イ これをイ号物件についてみると,イ号物件の後側ドラム6aは車体の回動機構が存在する側(後方)に取り付けられ,車体の枢支ピンが存在する側(前方,「車体の一方」)にも,ベース板の枢支ピンが存在する側(前方,「ベース板の一方」)にも取り付けられていないから,イ号物件は,「前記車体あるいはベース板の一方……に……取付けられた……ウインチ」を充足しない。


(2) 「上方が拡開する状態で張設された一対のワイヤーのそれぞれを巻き取る」について
ア 次に,「上方が拡開する状態で張設された一対のワイヤーのそれぞれを巻き取る一対のウインチ」の意義については,この要件が当初の請求項2の「ワイヤーを巻き取る一対のウインチ」(甲1)から減縮訂正されたものであること(甲6,8)から考えると,上方が拡開する状態で張設された(いわゆる逆ハの字の)ワイヤーを巻き取ることが不可能ではないという程度では足りず,一対のウインチが,「上方が拡開する状態で張設された一対のワイヤーのそれぞれを巻き取る」のに適した構造を有していることを要求しているものと解するのが相当である(甲8・16頁,乙19・18頁)。

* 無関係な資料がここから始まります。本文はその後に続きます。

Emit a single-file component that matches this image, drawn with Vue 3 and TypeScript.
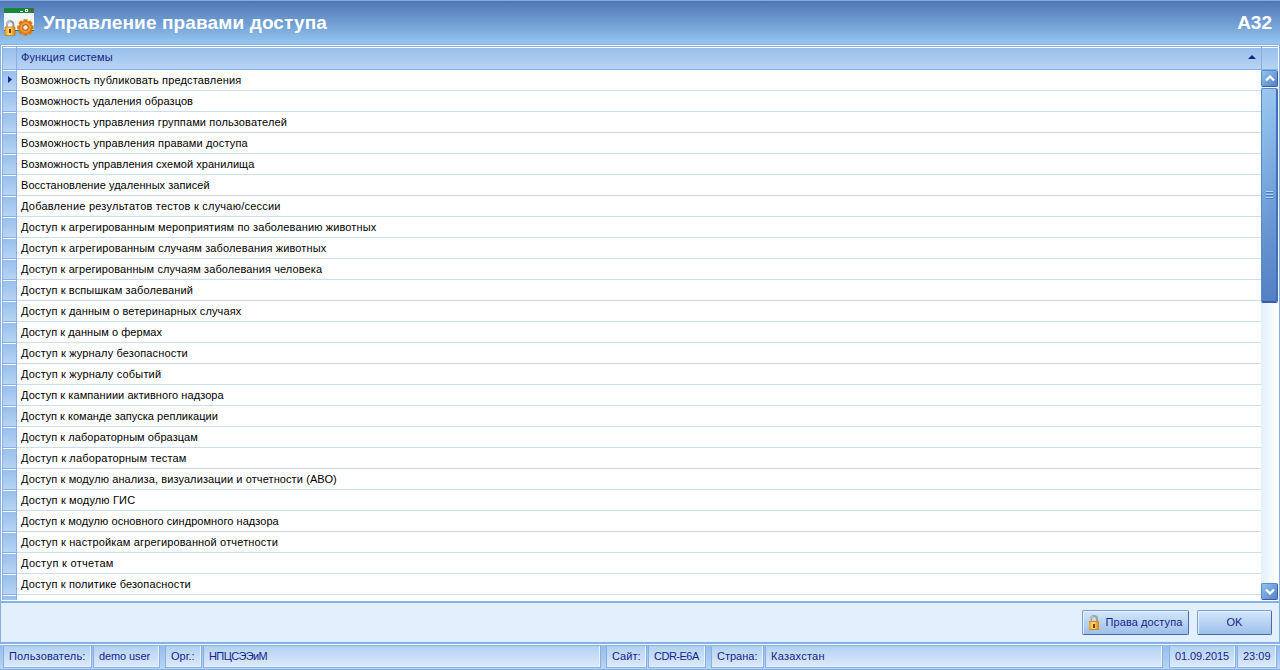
<script setup lang="ts">
interface Row { text: string; tracking: number }
interface StatusCell { text: string; width: number; gap: number; tracking: number }

const rows: Row[] = [
  { text: 'Возможность публиковать представления', tracking: 0.16 },
  { text: 'Возможность удаления образцов', tracking: 0.07 },
  { text: 'Возможность управления группами пользователей', tracking: 0.13 },
  { text: 'Возможность управления правами доступа', tracking: 0.14 },
  { text: 'Возможность управления схемой хранилища', tracking: 0.05 },
  { text: 'Восстановление удаленных записей', tracking: 0.05 },
  { text: 'Добавление результатов тестов к случаю/сессии', tracking: 0.23 },
  { text: 'Доступ к агрегированным мероприятиям по заболеванию животных', tracking: 0.125 },
  { text: 'Доступ к агрегированным случаям заболевания животных', tracking: 0.135 },
  { text: 'Доступ к агрегированным случаям заболевания человека', tracking: 0.1 },
  { text: 'Доступ к вспышкам заболеваний', tracking: 0.12 },
  { text: 'Доступ к данным о ветеринарных случаях', tracking: 0.13 },
  { text: 'Доступ к данным о фермах', tracking: 0.06 },
  { text: 'Доступ к журналу безопасности', tracking: 0.155 },
  { text: 'Доступ к журналу событий', tracking: 0.17 },
  { text: 'Доступ к кампаниии активного надзора', tracking: 0.07 },
  { text: 'Доступ к команде запуска репликации', tracking: 0.03 },
  { text: 'Доступ к лабораторным образцам', tracking: 0.065 },
  { text: 'Доступ к лабораторным тестам', tracking: 0.18 },
  { text: 'Доступ к модулю анализа, визуализации и отчетности (АВО)', tracking: 0.1 },
  { text: 'Доступ к модулю ГИС', tracking: 0.15 },
  { text: 'Доступ к модулю основного синдромного надзора', tracking: 0.055 },
  { text: 'Доступ к настройкам агрегированной отчетности', tracking: 0.155 },
  { text: 'Доступ к отчетам', tracking: 0.31 },
  { text: 'Доступ к политике безопасности', tracking: 0.13 },
  { text: '', tracking: 0 },
]

const status: StatusCell[] = [
  { text: 'Пользователь:', width: 89, gap: 0, tracking: 0.16 },
  { text: 'demo user', width: 67, gap: 1, tracking: -0.1 },
  { text: 'Орг.:', width: 37, gap: 5, tracking: 0.05 },
  { text: 'НПЦСЭЭиМ', width: 398, gap: 1, tracking: -0.6 },
  { text: 'Сайт:', width: 41, gap: 5, tracking: 0.05 },
  { text: 'CDR-E6A', width: 58, gap: 1, tracking: -0.5 },
  { text: 'Страна:', width: 53, gap: 5, tracking: 0 },
  { text: 'Казахстан', width: 398, gap: 1, tracking: 0.25 },
  { text: '01.09.2015', width: 67, gap: 6, tracking: -0.1 },
  { text: '23:09', width: 40, gap: 1, tracking: 0 },
]
</script>

<template>
  <div class="window">
    <header class="title-bar">
      <svg class="app-icon" width="32" height="30" viewBox="0 0 32 30">
        <defs>
          <linearGradient id="gold" x1="0" x2="1"><stop offset="0" stop-color="#f39b1d" /><stop offset=".45" stop-color="#ffe27a" /><stop offset="1" stop-color="#d97d0c" /></linearGradient>
        </defs>
        <path d="M0 1h30v22H0z" fill="#eef6fa" />
        <path d="M0 0h30v5H0z" fill="#16873a" />
        <path d="M16 3h3v1h-3zM21 1h3v3h-3z" fill="#dff4e2" /><path d="M22 2h1v1h-1z" fill="#16873a" />
        <path d="M26.5 1l3 3m0-3l-3 3" stroke="#d5281e" />
        <path d="M0 22h30v1H0z" fill="#16873a" />
        <path d="M3 20v-3.5a3.2 3.2 0 0 1 6.4 0V20" fill="none" stroke="#8f9698" stroke-width="2" />
        <path d="M3 19v-2.5a3 3 0 0 1 3-3" fill="none" stroke="#d9dddd" stroke-width=".8" />
        <path d="M1 19h10v8.5H1z" fill="url(#gold)" stroke="#c87912" stroke-width=".7" />
        <path d="M5 21h2v4H5z" fill="#724006" />
        <g transform="translate(21.5 19.5)">
          <g fill="#dd7610">
            <rect v-for="a in [0, 45, 90, 135]" :key="a" x="-2" y="-8.2" width="4" height="16.4" :transform="`rotate(${a})`" />
            <circle r="6.8" />
          </g>
          <circle r="5.4" fill="#f09a30" /><circle r="3.2" fill="#bb5c0e" /><circle r="2.2" fill="#e8eff4" />
        </g>
      </svg>
      <h1>Управление правами доступа</h1>
      <span class="code">A32</span>
    </header>

    <main class="grid-frame">
      <div class="grid-head">
        <div class="corner"></div>
        <div class="column-title"><span>Функция системы</span>
          <svg class="sort" width="8" height="4" viewBox="0 0 8 4"><path d="M0 4L4 0l4 4z" fill="#13258a" /></svg>
        </div>
        <div class="head-end"></div>
      </div>
      <div class="grid-body">
        <div class="rows">
          <div v-for="(row, i) in rows" :key="i" class="row">
            <div class="indicator">
              <svg v-if="i === 0" width="4" height="7" viewBox="0 0 4 7"><path d="M0 0l4 3.5L0 7z" fill="#13258a" /></svg>
            </div>
            <div class="cell" :style="{ letterSpacing: row.tracking + 'px' }">{{ row.text }}</div>
          </div>
        </div>
        <div class="scrollbar">
          <div class="scroll-button">
            <svg width="10" height="7" viewBox="0 0 10 7"><path d="M1 5.5l4-4 4 4" fill="none" stroke="#fff" stroke-width="2.2" /></svg>
          </div>
          <div class="thumb"><i></i><i></i><i></i></div>
          <div class="track"></div>
          <div class="scroll-button">
            <svg width="10" height="7" viewBox="0 0 10 7"><path d="M1 1.5l4 4 4-4" fill="none" stroke="#fff" stroke-width="2.2" /></svg>
          </div>
        </div>
      </div>
    </main>

    <section class="actions">
      <button class="rights">
        <svg width="10" height="15" viewBox="0 0 10 15">
          <path d="M2 7V4a3 3 0 0 1 6 0v3" fill="none" stroke="#9ba0a1" stroke-width="2" />
          <path d="M1.7 6V4A2.6 2.6 0 0 1 4 1.1" fill="none" stroke="#dedede" stroke-width=".7" />
          <path d="M0 6h10v9H0z" fill="url(#gold)" /><path d="M0 6h10v1H0zM0 14h10v1H0z" fill="#d58a24" />
          <path d="M4 9h2v4H4z" fill="#724006" />
        </svg>
        <span>Права доступа</span>
      </button>
      <button class="ok"><span>OK</span></button>
    </section>

    <footer class="status-bar">
      <div v-for="cell in status" :key="cell.text" class="status-cell" :style="{ width: cell.width + 'px', marginLeft: cell.gap + 'px', letterSpacing: cell.tracking + 'px' }">{{ cell.text }}</div>
    </footer>
  </div>
</template>

<style>
body { margin: 0; overflow: hidden; }
</style>

<style scoped>
* { box-sizing: border-box; }
.window { width: 1280px; height: 670px; display: flex; flex-direction: column; overflow: hidden; background: #fff; font: 11px/14px "Liberation Sans", Arial, sans-serif; color: #000; white-space: nowrap; }
.title-bar { height: 44px; flex: none; display: flex; align-items: center; padding: 0 8px 0 4px; border-top: 1px solid #81ade6; background: linear-gradient(#5077b5, #6f9dd2 50%, #96c7ef); color: #fff; }
.app-icon { margin-top: 1px; flex: none; }
h1, .code { margin: 0 0 0 7px; font-size: 19px; line-height: 24px; font-weight: bold; }
h1 { letter-spacing: .13px; }
.code { margin-left: auto; }
.grid-frame { height: 557px; flex: none; display: flex; flex-direction: column; border: 1px solid #86afe8; border-bottom: 0; padding: 1px 1px 1px; background: #fff; }
.grid-head { display: flex; height: 24px; flex: none; border-top: 1px solid #86afe8; border-bottom: 1px solid #86afe8; background: linear-gradient(#fff 1px, #98bfec 1px, #b8d4f2); }
.corner { width: 15px; border: solid #86afe8; border-width: 0 1px; }
.column-title { flex: 1; display: flex; align-items: center; padding: 0 5px 3px 4px; color: #13258a; letter-spacing: .13px; }
.sort { margin-left: auto; }
.head-end { width: 17px; border-left: 1px solid #86afe8; }
.grid-body { height: 530px; display: flex; overflow: hidden; }
.rows { flex: 1; }
.row { height: 21px; display: flex; }
.indicator { width: 15px; flex: none; display: flex; align-items: center; padding: 0 0 2px 5px; border: solid #86afe8; border-width: 0 1px 1px; background: linear-gradient(#fff 1px, #98bfec 1px, #b8d4f2); }
.cell { flex: 1; padding: 3px 0 0 4px; border-bottom: 1px solid #cbdcf5; }
.scrollbar { width: 17px; height: 530px; flex: none; display: flex; flex-direction: column; background: linear-gradient(90deg, #e2f0fd, #fff); }
.scroll-button { height: 17px; flex: none; display: flex; align-items: center; justify-content: center; border: 1px solid #598bc9; border-right-color: #3b5da9; border-bottom-color: #3b5da9; border-radius: 2px; background: linear-gradient(135deg, #90c2ee, #5681c7); }
.thumb { height: 215px; margin-top: 1px; flex: none; display: flex; flex-direction: column; align-items: center; justify-content: center; gap: 1px; border: 1px solid #568bcb; border-right: 2px solid #4a69b6; border-bottom: 2px solid #3d59aa; border-radius: 2px; background: linear-gradient(100deg, #ffffff22, #ffffff00 60%), linear-gradient(#8cc0ee, #5480c5); }
.thumb i { width: 7px; height: 2px; border-top: 1px solid #b8d7f4; border-bottom: 1px solid #4779be; }
.track { flex: 1; }
.actions { height: 43px; flex: none; display: flex; align-items: center; justify-content: flex-end; gap: 8px; padding: 0 7px 0 0; background: #e2f0fe; border: solid #86afe8; border-width: 2px 1px; }
button { height: 25px; padding: 0; display: flex; align-items: center; justify-content: center; border: 1px solid #7b9ed8; border-right-color: #4969af; border-bottom-color: #4969af; border-radius: 2px; background: linear-gradient(#d4e7fb, #9dbfea); box-shadow: inset 1px 1px #e5f2fe; color: #13258a; font: inherit; }
button span { padding-bottom: 2px; }
.rights { width: 107px; gap: 7px; letter-spacing: .08px; }
.ok { width: 75px; }
.status-bar { height: 26px; flex: none; display: flex; padding: 1px 3px 1px; border-top: 1px solid #fff; border-bottom: 1px solid #86afe8; background: linear-gradient(#94bce9, #b8d5f3); }
.status-cell { height: 23px; margin-top: -1px; flex: none; padding: 3px 0 0 5px; border: 1px solid #86afe8; background: linear-gradient(#b3d1f1, #dceafa); box-shadow: inset -1px -1px #ebf4fd; color: #13258a; }
</style>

イ そこで,イ号物件が逆ハの字のワイヤーを巻き取るのに適した構造を有しているといえるか検討する。


イ号物件において構成要件Hの「ウインチ」に対応する後側ドラム6aは,それ自体としては特に逆ハの字のワイヤーを巻き取るのに適した構造を有しているとは認められない(なお,甲7・8頁の図は,10頁に「施工機にはウィンチ1台に主ワイヤー1本と補助ワイヤー2本があり」とあることなどからして,左右一対のウインチを有するイ号物件に関するものとは認められない。)。


ウ イ号物件は,車体前方にフェアリーダーを設置して使用されていたことが認められる(乙20)が,構成要件Hは,ウインチ自体の構造として逆ハの字のワイヤーを巻き取るのに適した構造を要求しているのであるから,イ号物件における後側ドラム6aが逆ハの字のワイヤーを巻き取るのに適した構造を有しておらず,構成要件Hにいう「上方が拡開する状態で張設された一対のワイヤーのそれぞれを巻き取る一対のウインチ」といえない


 以上,イ号物件が構成要件Hを充足するとはいえない。


(3) 以上によれば,イ号物件は構成要件Hを充足しない。』


 と判示されました。


 詳細は、本判決文を参照して下さい。